= Principal secretary (India) =

Indian governmental post

Principal secretary is a post in state governments and the central government of India. The position holder is generally a senior Indian Administrative Service officer or other senior civil servants. Principal secretaries generally are the administrative heads of departments in a state government. They can also be deputed to central government in the post of an Joint Secretary to Government of India.

==Position==
===Principal secretary in a state government===
In the state governments, a principal secretary ranks above a secretary but it is below the designations of additional chief secretary and chief secretary. Principal Secretaries act as administrative heads of the department they are assigned to.

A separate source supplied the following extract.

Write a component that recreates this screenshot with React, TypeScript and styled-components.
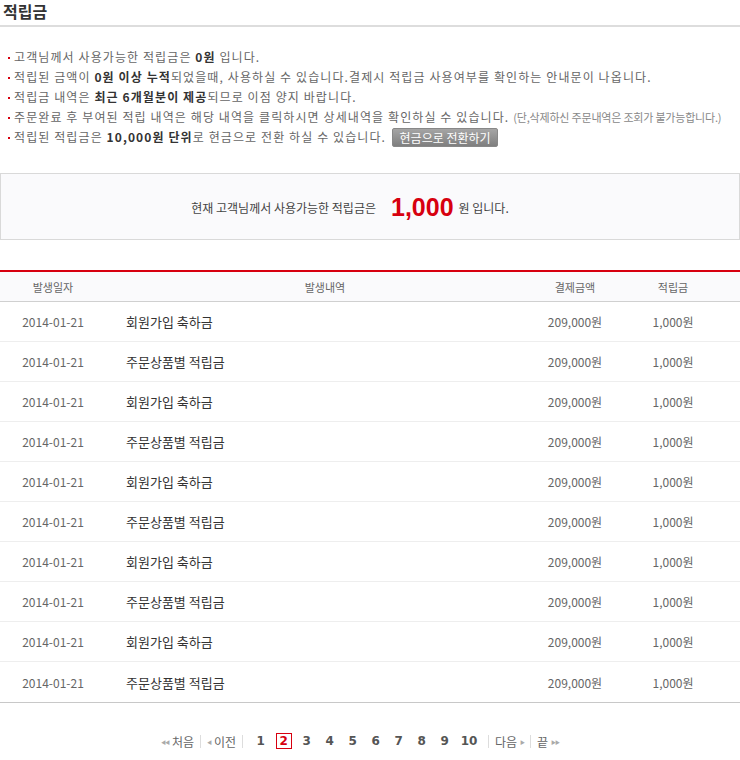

===Principal Secretary to the Prime Minister===

The post of Principal Secretary to the Prime Minister of India was created during the tenure of Indira Gandhi as prime minister. The Principal Secretary to PM is the head of the Prime Minister's Office. He/she holds the rank and status of Cabinet Secretary to the Government of India. Additionally, some prime ministers also appoint an additional principal secretary, who too holds the rank and status of Cabinet Secretary to the Government of India.

==Courts==
In Jammu and Kashmir High Court, there is a Principal Secretary to the Chief Justice, he is of a senior district and sessions judge rank. He attends matters pertaining to the employees of subordinate judiciary such as appointments, transfers, promotions and leave. He is also ex officio secretary of Public Interest Litigation Cell. He also attends all other matters assigned by the chief justice. He is overall in charge of chief justice's secretariat.